Carl Johnson, of the PJM Public Power Coalition, noted that the RTO is also proposing fuel security compensation, which will further increase prices. “It’s not like this is the last 3.5% or 4, 5 or 6% increase,” he said. (See Full PJM Study Makes Case for Fuel Security Payments.)
Scarp promoted Calpine’s proposal as a “compromise,” saying PJM’s $2,000/MWh maximum penalty factor is far below the value of lost load.
He said Calpine could not support PJM’s capacity transition plan, saying the recently completed quadrennial review will reduce net CONE by 25% (ER19-105).
“That is a major, major shock” to the capacity market, he said. “We are very uncomfortable with reducing capacity revenues based on what you think [energy and ancillary services] prices are going to be.”
Old Dominion Electric Cooperative and American Municipal Power backed the Monitor’s proposal.
“We think the IMM’s proposal addresses the concerns of PJM and does so while preserving the equity of other stakeholders,” ODEC’s Mike Cocco said.
He said PJM’s proposed ORDC curve “is way above the value to consumers.”
Greg Poulos, executive director of the Consumer Advocates of PJM States (CAPS), said the Monitor proposed only changes that had broad agreement “and goes no further.”
After the four proposals that the task force reviewed failed to win a supermajority, GT Power Group’s Tom Hysinski moved for a vote on a proposal by Vistra Energy that would eliminate the E&AS offset (like Calpine) while using a $2,000 penalty factor during hot and cold weather alerts and $1,000 at other times.

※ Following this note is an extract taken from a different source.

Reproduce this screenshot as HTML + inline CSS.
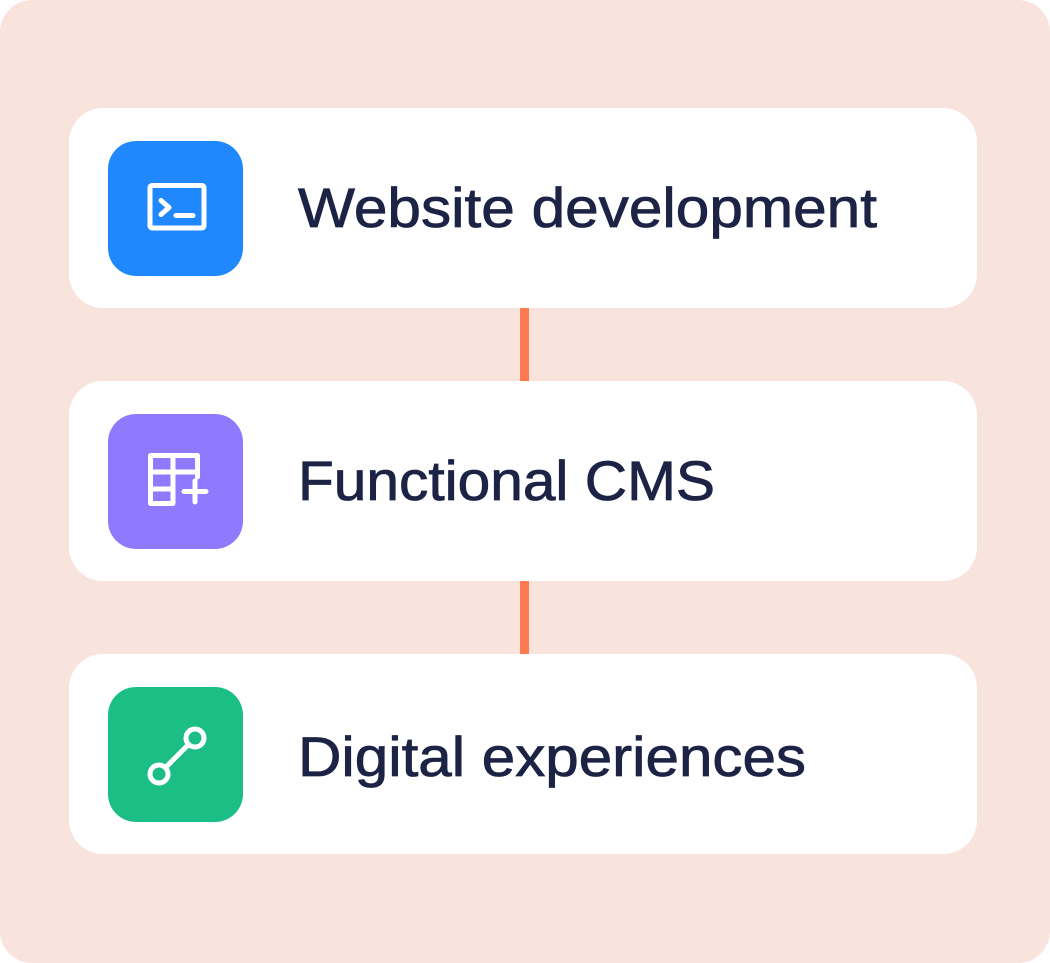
<!DOCTYPE html>
<html><head><style>
html,body{margin:0;padding:0;background:#fff;}
</style></head><body>
<svg width="1050" height="963" viewBox="0 0 1050 963" xmlns="http://www.w3.org/2000/svg" style="display:block">
<rect x="0" y="0" width="1050" height="963" rx="32" fill="#f9e4dd"/>
<rect x="520" y="300" width="9" height="90" fill="#ff7a50"/>
<rect x="520" y="573" width="9" height="90" fill="#ff7a50"/>
<rect x="69" y="108" width="908" height="200" rx="34" fill="#fff"/>
<rect x="69" y="381" width="908" height="200" rx="34" fill="#fff"/>
<rect x="69" y="654" width="908" height="200" rx="34" fill="#fff"/>
<rect x="108" y="141" width="135" height="135" rx="28" fill="#1f88ff"/>
<rect x="108" y="414" width="135" height="135" rx="28" fill="#8f79ff"/>
<rect x="108" y="687" width="135" height="135" rx="28" fill="#1bbe84"/>
<g fill="none" stroke="#fff" stroke-width="5" stroke-linecap="round" stroke-linejoin="round">
<rect x="150" y="185.5" width="54" height="42.5" rx="2"/>
<path d="M161 200.5L169 207.5L161 214.5M176 215.5H193"/>
<path d="M150.5 455.5H197.5V477M150.5 455.5V503.5H173M150.5 472H197.5M150.5 489H173M173 455.5V503.5M184 491.5H206M195 481V502"/>
<circle cx="159" cy="774" r="9"/>
<circle cx="195" cy="738" r="9"/>
<path d="M165.5 767.5L188.5 744.5"/>
</g>
<g font-family="Liberation Sans, sans-serif" font-size="56" fill="#1c2345" stroke="#1c2345" stroke-width="0.8">
<text x="298" y="227" textLength="579" lengthAdjust="spacingAndGlyphs">Website development</text>
<text x="298" y="500" textLength="417" lengthAdjust="spacingAndGlyphs">Functional CMS</text>
<text x="298" y="776" textLength="508" lengthAdjust="spacingAndGlyphs">Digital experiences</text>
</g>
</svg>
</body></html>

Monitor Bowring said the Vistra proposal had “all the negative aspects” of the PJM proposal and fails to address excessive payments to generators.
It was backed by more than 80% of Generation Owners and Transmission Owners and about half of Other Suppliers, but it found little support with customer representatives and distributors.
Although members agreed to continue talking, most appeared resigned that PJM will make a unilateral Section 206 filing with FERC.
“If you’re looking for a [Section] 205 filing, it would [require] an ORDC that’s not so generous,” Bruce said.